- Exercise: All the data should come back exactly as it was given.

- Data provided:
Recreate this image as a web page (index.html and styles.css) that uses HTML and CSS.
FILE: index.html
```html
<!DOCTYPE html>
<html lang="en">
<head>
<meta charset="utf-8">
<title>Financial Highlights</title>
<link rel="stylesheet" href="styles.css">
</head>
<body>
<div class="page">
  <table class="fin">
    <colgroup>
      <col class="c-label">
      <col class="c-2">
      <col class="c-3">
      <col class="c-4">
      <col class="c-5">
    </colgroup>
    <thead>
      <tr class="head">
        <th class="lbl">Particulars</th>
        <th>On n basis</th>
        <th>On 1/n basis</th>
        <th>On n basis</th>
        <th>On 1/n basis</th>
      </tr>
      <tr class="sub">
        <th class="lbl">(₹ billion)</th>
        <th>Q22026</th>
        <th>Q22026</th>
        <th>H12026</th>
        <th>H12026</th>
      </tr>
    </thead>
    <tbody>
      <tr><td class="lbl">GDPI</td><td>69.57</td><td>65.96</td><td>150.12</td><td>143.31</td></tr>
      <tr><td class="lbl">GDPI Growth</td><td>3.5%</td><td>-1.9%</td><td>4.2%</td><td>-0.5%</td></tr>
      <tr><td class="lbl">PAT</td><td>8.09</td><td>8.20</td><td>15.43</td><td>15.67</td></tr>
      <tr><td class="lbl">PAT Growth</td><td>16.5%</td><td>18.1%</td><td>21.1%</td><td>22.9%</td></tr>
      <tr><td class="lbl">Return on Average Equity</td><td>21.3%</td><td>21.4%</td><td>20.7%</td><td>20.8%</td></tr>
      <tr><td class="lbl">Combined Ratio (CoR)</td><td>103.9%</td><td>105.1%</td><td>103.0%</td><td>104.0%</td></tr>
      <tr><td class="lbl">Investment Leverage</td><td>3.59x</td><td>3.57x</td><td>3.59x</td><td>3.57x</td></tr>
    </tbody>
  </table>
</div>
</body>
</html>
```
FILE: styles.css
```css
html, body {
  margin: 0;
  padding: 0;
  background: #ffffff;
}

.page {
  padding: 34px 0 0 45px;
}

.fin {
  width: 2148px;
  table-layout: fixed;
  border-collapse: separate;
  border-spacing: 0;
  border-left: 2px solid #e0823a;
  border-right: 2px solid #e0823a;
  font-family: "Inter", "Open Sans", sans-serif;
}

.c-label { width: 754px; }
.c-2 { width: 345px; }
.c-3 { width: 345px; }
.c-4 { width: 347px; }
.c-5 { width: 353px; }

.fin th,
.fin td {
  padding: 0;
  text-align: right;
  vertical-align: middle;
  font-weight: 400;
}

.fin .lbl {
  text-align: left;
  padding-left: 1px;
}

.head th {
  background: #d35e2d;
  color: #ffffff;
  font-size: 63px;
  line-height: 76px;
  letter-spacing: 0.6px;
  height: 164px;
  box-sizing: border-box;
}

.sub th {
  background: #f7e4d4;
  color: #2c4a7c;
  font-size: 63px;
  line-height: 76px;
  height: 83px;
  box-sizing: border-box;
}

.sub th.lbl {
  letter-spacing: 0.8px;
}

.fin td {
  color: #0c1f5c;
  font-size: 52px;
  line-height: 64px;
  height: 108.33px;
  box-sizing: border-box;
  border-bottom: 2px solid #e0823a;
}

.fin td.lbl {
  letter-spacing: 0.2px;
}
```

- Complete output:
Recreate this image as a web page (index.html and styles.css) that uses HTML and CSS.
FILE: index.html
```html
<!DOCTYPE html>
<html lang="en">
<head>
<meta charset="utf-8">
<title>Financial Highlights</title>
<link rel="stylesheet" href="styles.css">
</head>
<body>
<div class="page">
  <table class="fin">
    <colgroup>
      <col class="c-label">
      <col class="c-2">
      <col class="c-3">
      <col class="c-4">
      <col class="c-5">
    </colgroup>
    <thead>
      <tr class="head">
        <th class="lbl">Particulars</th>
        <th>On n basis</th>
        <th>On 1/n basis</th>
        <th>On n basis</th>
        <th>On 1/n basis</th>
      </tr>
      <tr class="sub">
        <th class="lbl">(₹ billion)</th>
        <th>Q22026</th>
        <th>Q22026</th>
        <th>H12026</th>
        <th>H12026</th>
      </tr>
    </thead>
    <tbody>
      <tr><td class="lbl">GDPI</td><td>69.57</td><td>65.96</td><td>150.12</td><td>143.31</td></tr>
      <tr><td class="lbl">GDPI Growth</td><td>3.5%</td><td>-1.9%</td><td>4.2%</td><td>-0.5%</td></tr>
      <tr><td class="lbl">PAT</td><td>8.09</td><td>8.20</td><td>15.43</td><td>15.67</td></tr>
      <tr><td class="lbl">PAT Growth</td><td>16.5%</td><td>18.1%</td><td>21.1%</td><td>22.9%</td></tr>
      <tr><td class="lbl">Return on Average Equity</td><td>21.3%</td><td>21.4%</td><td>20.7%</td><td>20.8%</td></tr>
      <tr><td class="lbl">Combined Ratio (CoR)</td><td>103.9%</td><td>105.1%</td><td>103.0%</td><td>104.0%</td></tr>
      <tr><td class="lbl">Investment Leverage</td><td>3.59x</td><td>3.57x</td><td>3.59x</td><td>3.57x</td></tr>
    </tbody>
  </table>
</div>
</body>
</html>
```
FILE: styles.css
```css
html, body {
  margin: 0;
  padding: 0;
  background: #ffffff;
}

.page {
  padding: 34px 0 0 45px;
}

.fin {
  width: 2148px;
  table-layout: fixed;
  border-collapse: separate;
  border-spacing: 0;
  border-left: 2px solid #e0823a;
  border-right: 2px solid #e0823a;
  font-family: "Inter", "Open Sans", sans-serif;
}

.c-label { width: 754px; }
.c-2 { width: 345px; }
.c-3 { width: 345px; }
.c-4 { width: 347px; }
.c-5 { width: 353px; }

.fin th,
.fin td {
  padding: 0;
  text-align: right;
  vertical-align: middle;
  font-weight: 400;
}

.fin .lbl {
  text-align: left;
  padding-left: 1px;
}

.head th {
  background: #d35e2d;
  color: #ffffff;
  font-size: 63px;
  line-height: 76px;
  letter-spacing: 0.6px;
  height: 164px;
  box-sizing: border-box;
}

.sub th {
  background: #f7e4d4;
  color: #2c4a7c;
  font-size: 63px;
  line-height: 76px;
  height: 83px;
  box-sizing: border-box;
}

.sub th.lbl {
  letter-spacing: 0.8px;
}

.fin td {
  color: #0c1f5c;
  font-size: 52px;
  line-height: 64px;
  height: 108.33px;
  box-sizing: border-box;
  border-bottom: 2px solid #e0823a;
}

.fin td.lbl {
  letter-spacing: 0.2px;
}
```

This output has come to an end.